▸ **DIRECTIVE**:
Print the lines starting at the line containing "Reproduce this table" and ending at the line containing "const pads = [40, 40, 37, 0];", exactly and in full, without the pictures.

· · · ·

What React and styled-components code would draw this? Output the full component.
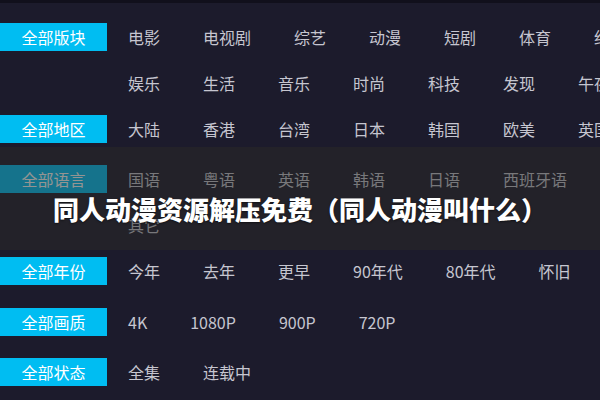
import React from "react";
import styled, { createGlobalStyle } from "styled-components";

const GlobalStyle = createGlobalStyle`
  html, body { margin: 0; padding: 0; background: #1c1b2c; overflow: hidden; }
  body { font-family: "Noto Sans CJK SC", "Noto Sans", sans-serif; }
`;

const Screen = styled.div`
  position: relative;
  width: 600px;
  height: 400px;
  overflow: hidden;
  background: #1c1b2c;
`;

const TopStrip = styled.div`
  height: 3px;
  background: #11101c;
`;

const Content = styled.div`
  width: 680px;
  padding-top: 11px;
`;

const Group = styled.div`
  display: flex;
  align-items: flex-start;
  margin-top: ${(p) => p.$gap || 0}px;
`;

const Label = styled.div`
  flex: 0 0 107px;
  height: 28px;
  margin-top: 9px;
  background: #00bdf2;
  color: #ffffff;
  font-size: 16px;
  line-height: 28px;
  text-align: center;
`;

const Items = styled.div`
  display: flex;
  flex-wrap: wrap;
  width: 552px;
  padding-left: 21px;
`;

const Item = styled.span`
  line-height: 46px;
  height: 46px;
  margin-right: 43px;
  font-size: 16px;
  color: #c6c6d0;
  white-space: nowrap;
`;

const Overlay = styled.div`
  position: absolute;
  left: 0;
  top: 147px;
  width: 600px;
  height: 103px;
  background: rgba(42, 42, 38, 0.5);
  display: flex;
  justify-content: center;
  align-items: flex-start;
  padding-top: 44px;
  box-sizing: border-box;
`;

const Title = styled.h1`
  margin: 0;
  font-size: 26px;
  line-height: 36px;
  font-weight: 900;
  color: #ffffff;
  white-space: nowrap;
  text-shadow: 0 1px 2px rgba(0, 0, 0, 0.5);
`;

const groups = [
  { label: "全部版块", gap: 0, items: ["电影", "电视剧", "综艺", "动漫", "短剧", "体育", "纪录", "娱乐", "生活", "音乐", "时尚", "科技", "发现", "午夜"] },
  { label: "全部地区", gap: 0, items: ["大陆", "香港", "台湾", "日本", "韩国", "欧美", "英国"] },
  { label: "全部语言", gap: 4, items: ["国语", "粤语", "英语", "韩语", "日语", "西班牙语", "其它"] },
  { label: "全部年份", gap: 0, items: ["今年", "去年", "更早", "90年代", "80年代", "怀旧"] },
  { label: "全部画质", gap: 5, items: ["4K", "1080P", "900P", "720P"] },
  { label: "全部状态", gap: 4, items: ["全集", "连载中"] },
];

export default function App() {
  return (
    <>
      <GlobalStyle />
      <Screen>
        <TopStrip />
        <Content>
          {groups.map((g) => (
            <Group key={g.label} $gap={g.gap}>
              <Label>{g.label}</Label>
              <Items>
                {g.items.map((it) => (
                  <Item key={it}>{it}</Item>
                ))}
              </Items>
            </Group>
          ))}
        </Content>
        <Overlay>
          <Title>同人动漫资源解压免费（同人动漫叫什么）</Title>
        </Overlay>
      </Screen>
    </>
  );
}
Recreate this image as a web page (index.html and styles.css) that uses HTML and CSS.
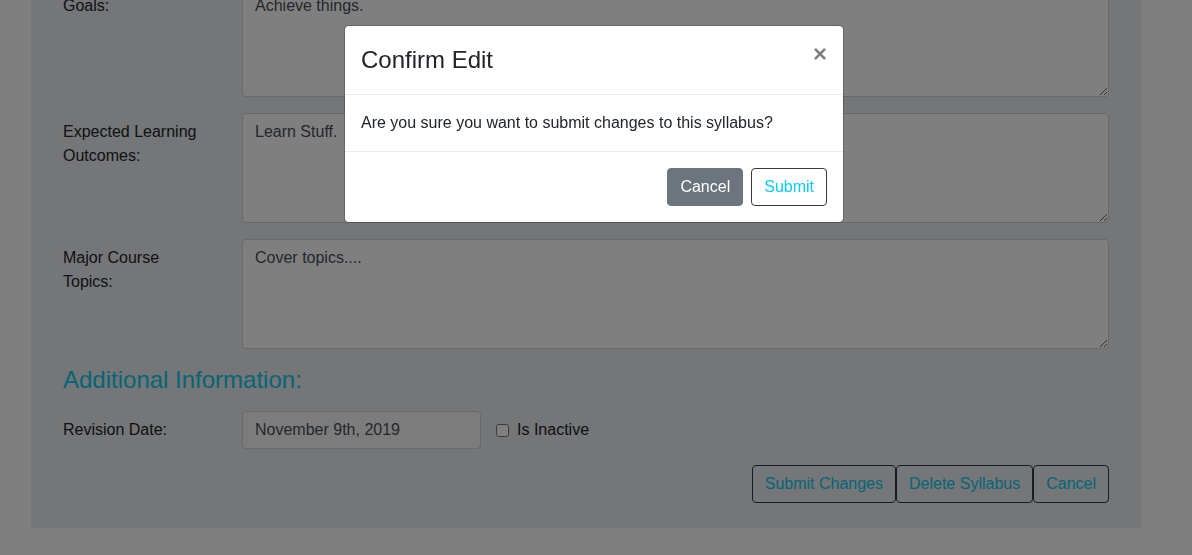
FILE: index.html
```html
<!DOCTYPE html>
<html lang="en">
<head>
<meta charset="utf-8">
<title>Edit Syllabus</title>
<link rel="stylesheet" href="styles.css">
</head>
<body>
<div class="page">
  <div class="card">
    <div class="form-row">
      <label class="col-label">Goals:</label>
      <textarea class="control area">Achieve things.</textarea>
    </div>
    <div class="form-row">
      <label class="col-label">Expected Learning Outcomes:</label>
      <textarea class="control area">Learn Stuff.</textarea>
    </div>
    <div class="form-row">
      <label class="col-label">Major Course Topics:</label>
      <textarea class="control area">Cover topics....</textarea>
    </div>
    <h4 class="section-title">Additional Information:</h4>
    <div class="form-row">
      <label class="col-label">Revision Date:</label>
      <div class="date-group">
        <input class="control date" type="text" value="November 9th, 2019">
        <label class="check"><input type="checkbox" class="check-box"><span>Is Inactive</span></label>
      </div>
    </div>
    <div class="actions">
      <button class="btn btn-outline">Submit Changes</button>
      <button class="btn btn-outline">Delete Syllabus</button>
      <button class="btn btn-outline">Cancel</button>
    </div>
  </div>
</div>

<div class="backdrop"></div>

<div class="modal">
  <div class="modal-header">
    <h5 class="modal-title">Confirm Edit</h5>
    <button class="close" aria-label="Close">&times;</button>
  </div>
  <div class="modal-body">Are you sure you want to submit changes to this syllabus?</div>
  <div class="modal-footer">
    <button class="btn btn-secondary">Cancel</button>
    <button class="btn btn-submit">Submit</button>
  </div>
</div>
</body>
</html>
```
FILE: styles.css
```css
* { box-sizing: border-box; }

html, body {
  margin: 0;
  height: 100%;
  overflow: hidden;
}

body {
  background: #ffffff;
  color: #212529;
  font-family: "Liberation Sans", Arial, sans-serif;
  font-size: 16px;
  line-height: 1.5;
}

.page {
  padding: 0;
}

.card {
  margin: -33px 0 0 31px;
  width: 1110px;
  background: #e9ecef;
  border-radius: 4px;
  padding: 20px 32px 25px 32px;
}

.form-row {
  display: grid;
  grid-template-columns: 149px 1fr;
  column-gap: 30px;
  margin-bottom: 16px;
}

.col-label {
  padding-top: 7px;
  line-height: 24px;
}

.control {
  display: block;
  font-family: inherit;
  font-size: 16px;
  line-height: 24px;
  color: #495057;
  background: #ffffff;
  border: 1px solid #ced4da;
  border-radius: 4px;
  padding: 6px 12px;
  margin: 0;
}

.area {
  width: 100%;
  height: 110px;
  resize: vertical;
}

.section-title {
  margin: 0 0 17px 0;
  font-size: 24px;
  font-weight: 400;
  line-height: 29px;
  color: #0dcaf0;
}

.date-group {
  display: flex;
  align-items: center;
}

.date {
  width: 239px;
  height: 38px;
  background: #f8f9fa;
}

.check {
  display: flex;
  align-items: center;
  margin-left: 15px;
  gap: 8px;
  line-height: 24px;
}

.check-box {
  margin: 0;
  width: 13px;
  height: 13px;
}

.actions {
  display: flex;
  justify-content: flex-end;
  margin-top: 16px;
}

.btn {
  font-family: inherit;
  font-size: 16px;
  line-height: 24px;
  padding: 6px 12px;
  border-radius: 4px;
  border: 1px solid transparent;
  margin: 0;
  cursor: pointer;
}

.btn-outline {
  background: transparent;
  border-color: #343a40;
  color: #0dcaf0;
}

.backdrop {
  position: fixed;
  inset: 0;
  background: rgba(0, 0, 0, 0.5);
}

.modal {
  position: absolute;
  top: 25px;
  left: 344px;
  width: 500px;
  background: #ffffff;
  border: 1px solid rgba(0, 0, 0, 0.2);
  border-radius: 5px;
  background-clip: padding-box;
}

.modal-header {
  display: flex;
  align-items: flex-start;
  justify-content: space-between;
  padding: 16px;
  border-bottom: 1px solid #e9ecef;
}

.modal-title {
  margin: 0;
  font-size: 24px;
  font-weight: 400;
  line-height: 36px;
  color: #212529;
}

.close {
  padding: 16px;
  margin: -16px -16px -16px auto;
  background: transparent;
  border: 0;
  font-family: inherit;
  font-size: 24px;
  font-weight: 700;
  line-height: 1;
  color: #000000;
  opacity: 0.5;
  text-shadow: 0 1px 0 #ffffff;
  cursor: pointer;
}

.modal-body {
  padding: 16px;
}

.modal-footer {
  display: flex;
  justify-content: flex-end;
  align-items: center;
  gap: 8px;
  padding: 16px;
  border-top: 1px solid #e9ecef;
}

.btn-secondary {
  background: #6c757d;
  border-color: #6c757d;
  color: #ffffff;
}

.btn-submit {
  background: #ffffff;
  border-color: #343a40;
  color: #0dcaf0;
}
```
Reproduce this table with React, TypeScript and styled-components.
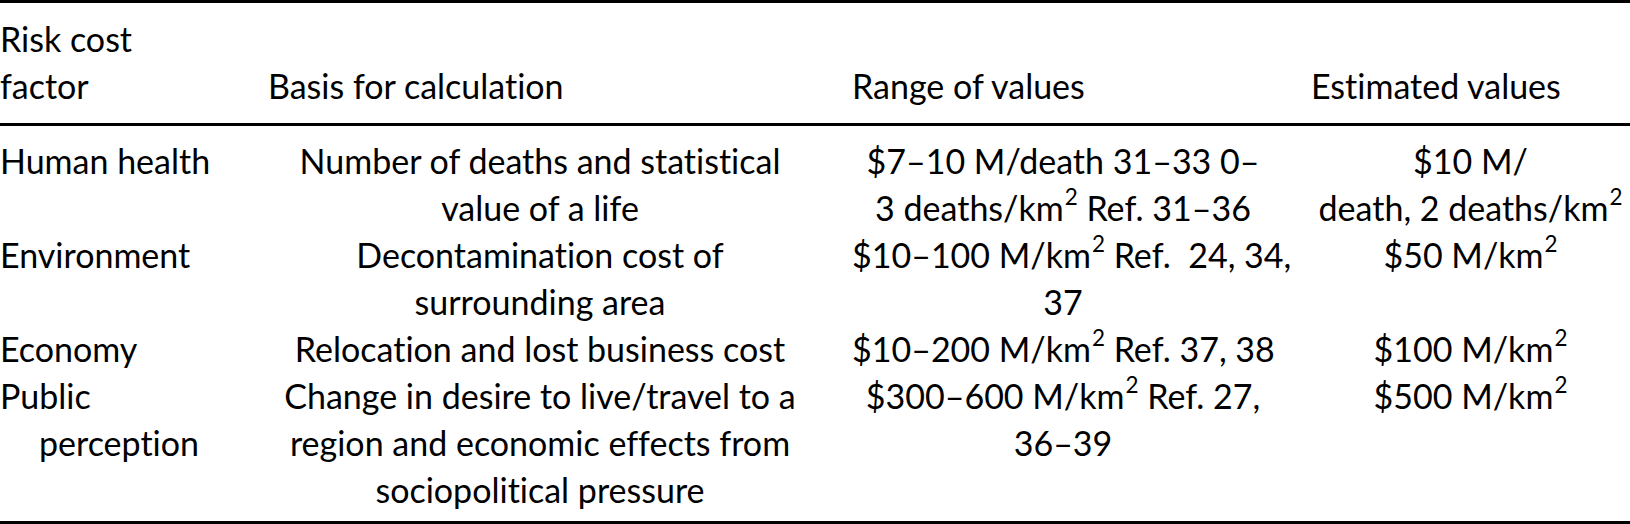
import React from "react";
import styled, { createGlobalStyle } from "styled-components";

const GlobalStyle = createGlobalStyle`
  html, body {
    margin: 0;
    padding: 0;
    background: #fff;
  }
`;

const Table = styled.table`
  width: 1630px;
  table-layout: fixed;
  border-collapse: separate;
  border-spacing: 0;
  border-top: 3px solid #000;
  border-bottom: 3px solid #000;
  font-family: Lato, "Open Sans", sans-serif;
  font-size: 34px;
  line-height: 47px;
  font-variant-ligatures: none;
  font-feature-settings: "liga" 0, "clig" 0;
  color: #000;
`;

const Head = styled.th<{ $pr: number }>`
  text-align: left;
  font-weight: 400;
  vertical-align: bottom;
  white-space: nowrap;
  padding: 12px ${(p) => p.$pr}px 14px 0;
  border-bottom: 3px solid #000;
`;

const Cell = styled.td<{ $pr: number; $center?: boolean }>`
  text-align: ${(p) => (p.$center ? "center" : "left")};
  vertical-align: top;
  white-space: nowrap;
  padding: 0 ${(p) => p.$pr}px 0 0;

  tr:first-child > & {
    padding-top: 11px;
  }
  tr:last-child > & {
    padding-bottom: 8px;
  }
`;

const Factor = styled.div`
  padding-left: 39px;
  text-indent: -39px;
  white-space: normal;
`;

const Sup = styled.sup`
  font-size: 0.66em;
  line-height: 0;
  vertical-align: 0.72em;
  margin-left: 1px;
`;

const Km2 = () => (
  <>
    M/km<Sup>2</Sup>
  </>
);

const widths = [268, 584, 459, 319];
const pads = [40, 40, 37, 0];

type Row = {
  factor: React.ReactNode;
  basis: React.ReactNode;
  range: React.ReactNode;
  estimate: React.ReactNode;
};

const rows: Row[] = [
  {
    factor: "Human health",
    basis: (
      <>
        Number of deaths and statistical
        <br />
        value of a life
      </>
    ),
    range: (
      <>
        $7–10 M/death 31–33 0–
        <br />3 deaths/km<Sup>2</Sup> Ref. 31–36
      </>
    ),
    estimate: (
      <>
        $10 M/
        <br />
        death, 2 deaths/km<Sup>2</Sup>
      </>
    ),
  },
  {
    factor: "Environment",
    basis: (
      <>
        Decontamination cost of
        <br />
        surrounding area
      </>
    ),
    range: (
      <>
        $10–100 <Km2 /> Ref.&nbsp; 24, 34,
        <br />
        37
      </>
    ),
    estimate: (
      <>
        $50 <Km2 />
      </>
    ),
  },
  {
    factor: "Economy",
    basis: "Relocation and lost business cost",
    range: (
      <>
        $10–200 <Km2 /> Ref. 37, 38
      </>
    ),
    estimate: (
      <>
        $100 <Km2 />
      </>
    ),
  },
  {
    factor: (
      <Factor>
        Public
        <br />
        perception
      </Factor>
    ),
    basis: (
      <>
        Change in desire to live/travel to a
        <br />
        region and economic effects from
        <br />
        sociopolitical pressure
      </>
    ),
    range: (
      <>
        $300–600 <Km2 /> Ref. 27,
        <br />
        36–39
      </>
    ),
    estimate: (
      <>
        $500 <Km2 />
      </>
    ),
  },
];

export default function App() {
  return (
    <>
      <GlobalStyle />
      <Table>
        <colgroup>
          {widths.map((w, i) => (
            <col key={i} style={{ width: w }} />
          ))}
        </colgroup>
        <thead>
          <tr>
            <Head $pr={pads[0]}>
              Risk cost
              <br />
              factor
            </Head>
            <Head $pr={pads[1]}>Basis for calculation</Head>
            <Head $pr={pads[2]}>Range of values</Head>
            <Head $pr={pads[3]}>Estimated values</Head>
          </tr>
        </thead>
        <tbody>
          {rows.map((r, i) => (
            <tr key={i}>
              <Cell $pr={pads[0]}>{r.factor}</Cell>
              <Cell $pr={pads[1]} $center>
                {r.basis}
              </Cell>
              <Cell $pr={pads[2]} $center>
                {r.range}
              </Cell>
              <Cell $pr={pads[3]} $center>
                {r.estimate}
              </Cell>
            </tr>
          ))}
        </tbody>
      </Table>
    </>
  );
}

· · · ·

▸ **TASK RESPONSE**:
Reproduce this table with React, TypeScript and styled-components.
import React from "react";
import styled, { createGlobalStyle } from "styled-components";

const GlobalStyle = createGlobalStyle`
  html, body {
    margin: 0;
    padding: 0;
    background: #fff;
  }
`;

const Table = styled.table`
  width: 1630px;
  table-layout: fixed;
  border-collapse: separate;
  border-spacing: 0;
  border-top: 3px solid #000;
  border-bottom: 3px solid #000;
  font-family: Lato, "Open Sans", sans-serif;
  font-size: 34px;
  line-height: 47px;
  font-variant-ligatures: none;
  font-feature-settings: "liga" 0, "clig" 0;
  color: #000;
`;

const Head = styled.th<{ $pr: number }>`
  text-align: left;
  font-weight: 400;
  vertical-align: bottom;
  white-space: nowrap;
  padding: 12px ${(p) => p.$pr}px 14px 0;
  border-bottom: 3px solid #000;
`;

const Cell = styled.td<{ $pr: number; $center?: boolean }>`
  text-align: ${(p) => (p.$center ? "center" : "left")};
  vertical-align: top;
  white-space: nowrap;
  padding: 0 ${(p) => p.$pr}px 0 0;

  tr:first-child > & {
    padding-top: 11px;
  }
  tr:last-child > & {
    padding-bottom: 8px;
  }
`;

const Factor = styled.div`
  padding-left: 39px;
  text-indent: -39px;
  white-space: normal;
`;

const Sup = styled.sup`
  font-size: 0.66em;
  line-height: 0;
  vertical-align: 0.72em;
  margin-left: 1px;
`;

const Km2 = () => (
  <>
    M/km<Sup>2</Sup>
  </>
);

const widths = [268, 584, 459, 319];
const pads = [40, 40, 37, 0];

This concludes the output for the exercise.